**Written problem:**
Return all the data below as it stands, minus the pictures.

**Data shown:**

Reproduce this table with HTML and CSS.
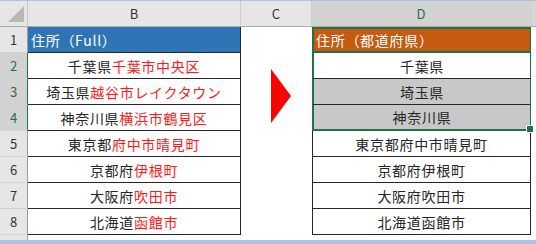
FILE: index.html
```html
<!DOCTYPE html>
<html lang="ja">
<head>
    <meta charset="UTF-8">
    <meta name="viewport" content="width=device-width, initial-scale=1.0">
    <title>住所の分割</title>
    <link rel="stylesheet" href="styles.css">
</head>
<body>
    <div class="sheet">
        <!-- column headers -->
        <div class="corner"><span class="corner-mark"></span></div>
        <div class="col-head">B</div>
        <div class="col-head">C</div>
        <div class="col-head sel">D</div>
        <div class="col-head edge"></div>

        <!-- row 1: titles -->
        <div class="row-head">1</div>
        <div class="cell title-full">住所（Full）</div>
        <div class="blank"></div>
        <div class="cell title-pref">住所（都道府県）</div>
        <div class="blank"></div>

        <!-- rows 2-4: selected in D -->
        <div class="row-head sel">2</div>
        <div class="cell">千葉県<span class="rest">千葉市中央区</span></div>
        <div class="arrow-cell">
            <svg width="20" height="54" viewBox="0 0 20 54"><polygon points="0,0 20,27 0,54" fill="#ff0000"/></svg>
        </div>
        <div class="cell pref active">千葉県</div>
        <div class="blank"></div>

        <div class="row-head sel">3</div>
        <div class="cell">埼玉県<span class="rest">越谷市レイクタウン</span></div>
        <div class="cell pref picked">埼玉県</div>
        <div class="blank"></div>

        <div class="row-head sel">4</div>
        <div class="cell">神奈川県<span class="rest">横浜市鶴見区</span></div>
        <div class="cell pref picked last">神奈川県</div>
        <div class="blank"></div>

        <!-- rows 5-8 -->
        <div class="row-head">5</div>
        <div class="cell">東京都<span class="rest">府中市晴見町</span></div>
        <div class="blank"></div>
        <div class="cell pref">東京都府中市晴見町</div>
        <div class="blank"></div>

        <div class="row-head">6</div>
        <div class="cell">京都府<span class="rest">伊根町</span></div>
        <div class="blank"></div>
        <div class="cell pref">京都府伊根町</div>
        <div class="blank"></div>

        <div class="row-head">7</div>
        <div class="cell">大阪府<span class="rest">吹田市</span></div>
        <div class="blank"></div>
        <div class="cell pref">大阪府吹田市</div>
        <div class="blank"></div>

        <div class="row-head">8</div>
        <div class="cell">北海道<span class="rest">函館市</span></div>
        <div class="blank"></div>
        <div class="cell pref">北海道函館市</div>
        <div class="blank"></div>

        <!-- row 9, cut off by the window -->
        <div class="row-head short">9</div>
        <div class="blank"></div>
        <div class="blank"></div>
        <div class="blank"></div>
        <div class="blank"></div>
    </div>
</body>
</html>
```

FILE: styles.css
```css
* { box-sizing: border-box; }
body { margin: 0; background: #fff; font-family: "Noto Sans CJK JP", "Noto Sans", sans-serif; }

.sheet {
    width: 536px; height: 244px; overflow: hidden;
    border-top: 1px solid #a9c5e6; border-bottom: 4px solid #a9c5e6;
    display: grid;
    grid-template-columns: 28px 213px 71px 219px 5px;
    grid-template-rows: 26px repeat(8, 26px) 5px;
}

/* headers */
.corner { background: #e6e6e6; border-right: 1px solid #c8c8c8; border-bottom: 1px solid #ababab; display: flex; align-items: flex-end; justify-content: flex-end; padding: 0 3px 4px 0; }
.corner-mark { width: 16px; height: 16px; background: #b8b8b8; clip-path: polygon(100% 0, 100% 100%, 0 100%); }
.col-head { background: #e6e6e6; color: #333; font-size: 13px; display: flex; align-items: center; justify-content: center; border-right: 1px solid #cdcdcd; border-bottom: 1px solid #ababab; }
.col-head.sel { background: #d2d2d2; color: #217346; }
.col-head.edge { background: #d6d6d6; border-right: 0; }
.row-head { background: #e6e6e6; color: #333; font-size: 13px; display: flex; align-items: center; justify-content: center; border-right: 1px solid #9e9e9e; border-bottom: 1px solid #d2d2d2; }
.row-head.sel { background: #d2d2d2; color: #217346; border-right-color: #217346; }
.row-head.short { align-items: flex-start; overflow: hidden; line-height: 1; padding-top: 3px; border-bottom: 0; }

/* cells */
.blank { background: #fff; }
.cell {
    display: flex; align-items: center; justify-content: center;
    font-size: 14px; letter-spacing: 0.7px; color: #262626; white-space: nowrap;
    border-right: 1px solid #262626; border-bottom: 1px solid #262626;
}
.rest { color: #ff1a1a; }
.title-full { background: #2e75b6; color: #fff; justify-content: flex-start; padding-left: 3px; }
.title-pref { background: #c55a11; color: #fff; justify-content: flex-start; padding-left: 2px; border: 2px solid #217346; border-right-width: 1px; }
.pref { border-left: 1px solid #262626; }
.pref.active, .pref.picked { border-left: 2px solid #217346; border-right: 1px solid #217346; }
.pref.picked { background: #c8c8c8; }
.pref.last { border-bottom: 2px solid #217346; position: relative; }
.pref.last::after { content: ""; position: absolute; right: -4px; bottom: -4px; width: 6px; height: 6px; background: #217346; border: 1px solid #fff; }

.arrow-cell { grid-row: span 3; display: flex; align-items: flex-start; padding: 16px 0 0 30px; }
```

**Problem solution:**
Reproduce this table with HTML and CSS.
FILE: index.html
```html
<!DOCTYPE html>
<html lang="ja">
<head>
    <meta charset="UTF-8">
    <meta name="viewport" content="width=device-width, initial-scale=1.0">
    <title>住所の分割</title>
    <link rel="stylesheet" href="styles.css">
</head>
<body>
    <div class="sheet">
        <!-- column headers -->
        <div class="corner"><span class="corner-mark"></span></div>
        <div class="col-head">B</div>
        <div class="col-head">C</div>
        <div class="col-head sel">D</div>
        <div class="col-head edge"></div>

        <!-- row 1: titles -->
        <div class="row-head">1</div>
        <div class="cell title-full">住所（Full）</div>
        <div class="blank"></div>
        <div class="cell title-pref">住所（都道府県）</div>
        <div class="blank"></div>

        <!-- rows 2-4: selected in D -->
        <div class="row-head sel">2</div>
        <div class="cell">千葉県<span class="rest">千葉市中央区</span></div>
        <div class="arrow-cell">
            <svg width="20" height="54" viewBox="0 0 20 54"><polygon points="0,0 20,27 0,54" fill="#ff0000"/></svg>
        </div>
        <div class="cell pref active">千葉県</div>
        <div class="blank"></div>

        <div class="row-head sel">3</div>
        <div class="cell">埼玉県<span class="rest">越谷市レイクタウン</span></div>
        <div class="cell pref picked">埼玉県</div>
        <div class="blank"></div>

        <div class="row-head sel">4</div>
        <div class="cell">神奈川県<span class="rest">横浜市鶴見区</span></div>
        <div class="cell pref picked last">神奈川県</div>
        <div class="blank"></div>

        <!-- rows 5-8 -->
        <div class="row-head">5</div>
        <div class="cell">東京都<span class="rest">府中市晴見町</span></div>
        <div class="blank"></div>
        <div class="cell pref">東京都府中市晴見町</div>
        <div class="blank"></div>

        <div class="row-head">6</div>
        <div class="cell">京都府<span class="rest">伊根町</span></div>
        <div class="blank"></div>
        <div class="cell pref">京都府伊根町</div>
        <div class="blank"></div>

        <div class="row-head">7</div>
        <div class="cell">大阪府<span class="rest">吹田市</span></div>
        <div class="blank"></div>
        <div class="cell pref">大阪府吹田市</div>
        <div class="blank"></div>

        <div class="row-head">8</div>
        <div class="cell">北海道<span class="rest">函館市</span></div>
        <div class="blank"></div>
        <div class="cell pref">北海道函館市</div>
        <div class="blank"></div>

        <!-- row 9, cut off by the window -->
        <div class="row-head short">9</div>
        <div class="blank"></div>
        <div class="blank"></div>
        <div class="blank"></div>
        <div class="blank"></div>
    </div>
</body>
</html>
```

FILE: styles.css
```css
* { box-sizing: border-box; }
body { margin: 0; background: #fff; font-family: "Noto Sans CJK JP", "Noto Sans", sans-serif; }

.sheet {
    width: 536px; height: 244px; overflow: hidden;
    border-top: 1px solid #a9c5e6; border-bottom: 4px solid #a9c5e6;
    display: grid;
    grid-template-columns: 28px 213px 71px 219px 5px;
    grid-template-rows: 26px repeat(8, 26px) 5px;
}

/* headers */
.corner { background: #e6e6e6; border-right: 1px solid #c8c8c8; border-bottom: 1px solid #ababab; display: flex; align-items: flex-end; justify-content: flex-end; padding: 0 3px 4px 0; }
.corner-mark { width: 16px; height: 16px; background: #b8b8b8; clip-path: polygon(100% 0, 100% 100%, 0 100%); }
.col-head { background: #e6e6e6; color: #333; font-size: 13px; display: flex; align-items: center; justify-content: center; border-right: 1px solid #cdcdcd; border-bottom: 1px solid #ababab; }
.col-head.sel { background: #d2d2d2; color: #217346; }
.col-head.edge { background: #d6d6d6; border-right: 0; }
.row-head { background: #e6e6e6; color: #333; font-size: 13px; display: flex; align-items: center; justify-content: center; border-right: 1px solid #9e9e9e; border-bottom: 1px solid #d2d2d2; }
.row-head.sel { background: #d2d2d2; color: #217346; border-right-color: #217346; }
.row-head.short { align-items: flex-start; overflow: hidden; line-height: 1; padding-top: 3px; border-bottom: 0; }

/* cells */
.blank { background: #fff; }
.cell {
    display: flex; align-items: center; justify-content: center;
    font-size: 14px; letter-spacing: 0.7px; color: #262626; white-space: nowrap;
    border-right: 1px solid #262626; border-bottom: 1px solid #262626;
}
.rest { color: #ff1a1a; }
.title-full { background: #2e75b6; color: #fff; justify-content: flex-start; padding-left: 3px; }
.title-pref { background: #c55a11; color: #fff; justify-content: flex-start; padding-left: 2px; border: 2px solid #217346; border-right-width: 1px; }
.pref { border-left: 1px solid #262626; }
.pref.active, .pref.picked { border-left: 2px solid #217346; border-right: 1px solid #217346; }
.pref.picked { background: #c8c8c8; }
.pref.last { border-bottom: 2px solid #217346; position: relative; }
.pref.last::after { content: ""; position: absolute; right: -4px; bottom: -4px; width: 6px; height: 6px; background: #217346; border: 1px solid #fff; }

.arrow-cell { grid-row: span 3; display: flex; align-items: flex-start; padding: 16px 0 0 30px; }
```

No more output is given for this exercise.